Gottlobite, CaMg(VO4,AsO4)(OH), is a mineral in the adelite group found as isolated crystals or isometric grains of orange or orange-brown color. The size of the crystals are a half millimeter in diameter and are part of the orthorhombic crystal system. Gottlobite is the vanadate end member in a solid solution formed with adelite (CaMg(AsO4)(OH)). Gottlobite is also part of the vanadates and arsenates group. With these characteristics, it is similar to the minerals tangeite and austinite by X-ray diffraction methods.

==Occurrence==
Gottlobite is a relatively rare mineral where only a small quantity of the mineral has been found. It was first observed at the site of a long-abandoned mine on the northern slope of Gottlob hill in Friedrichroda, Thuringia, Germany by Jὒrgen Graf in August of 1996. As such, gottlobite got its name from its locality. Additionally, the German translation of "Lob" means "praise" and the German translation of "Gott" means "God", as deciphered by Google Translate.

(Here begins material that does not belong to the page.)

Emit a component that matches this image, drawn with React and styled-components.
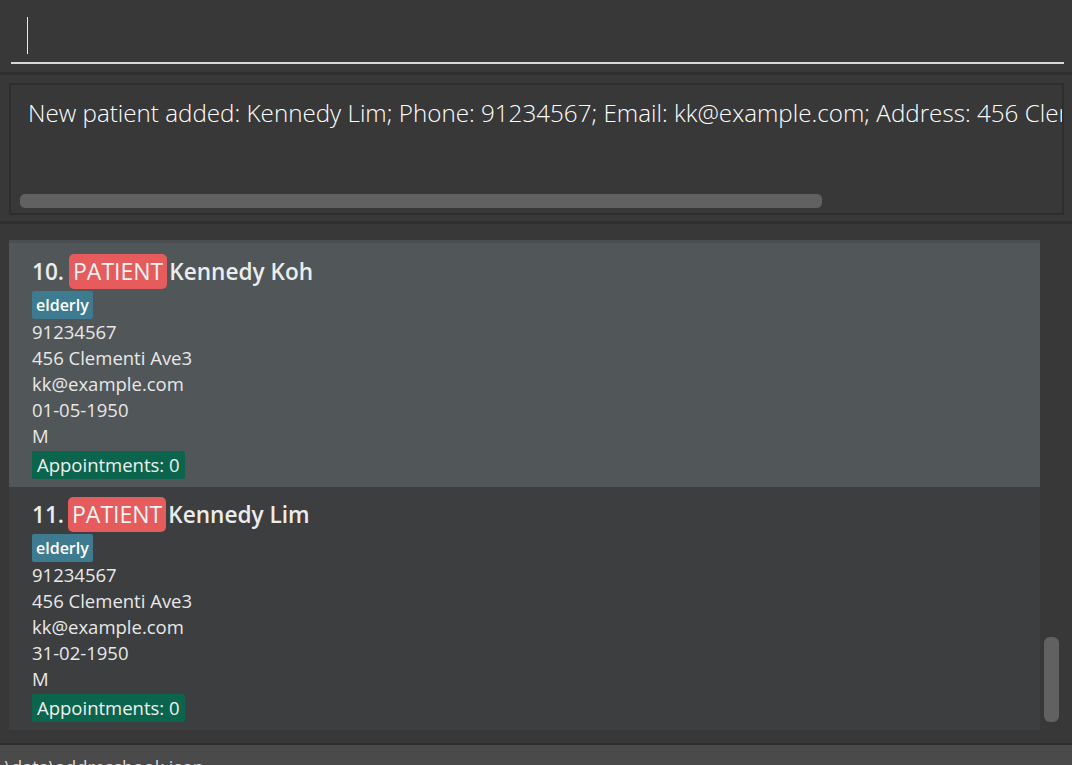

In the mine at this location, Gottlobite is found in hydrothermal veins of barite that are cutting through conglomerate. The crystals of gottlobite can be found embedded in these barite veins or as stand-alone crystals on surrounding minerals. The associated minerals in the area are hausmannite, barite, vanadian adelite, and muscovite.

==Composition==

Analytical methods used on gottlobite to determine its chemical composition include energy-dispersive X-ray spectrometry (EDX) and wavelength-dispersive X-ray spectrometry (WDX). EDX revealed the presence and quantities of elements present in the mineral, including Ca, V, As, O and small amounts of Sr. This was then measured in terms of oxides, where the weight percents were 24.98 for CaO, 0.92 for SrO, 17.54 for MgO, 1.50 for MnO, 1.44 for CuO, 27.47 for V_{2}O_{5}, 20.32 for As_{2}O_{5}, and 5.4 for H_{2}O. Mg is in gottlobite's chemical formula, but was not found in the EDX testing because of very similar pattern of arsenic lines that were overlapping with magnesium. The full empirical formula of gottlobite is (Ca0.93,Sr0.03)(Mg0.91,Mn0.04,Cu0.04)(V0.63,As0.37)O4O1.08H1.26. As seen in the formula, it was also determined that the arsenic and vanadium atoms are in 4-fold (tetrahedral) coordination with oxygen, and the magnesium atoms are in six-fold (octahedral) coordination.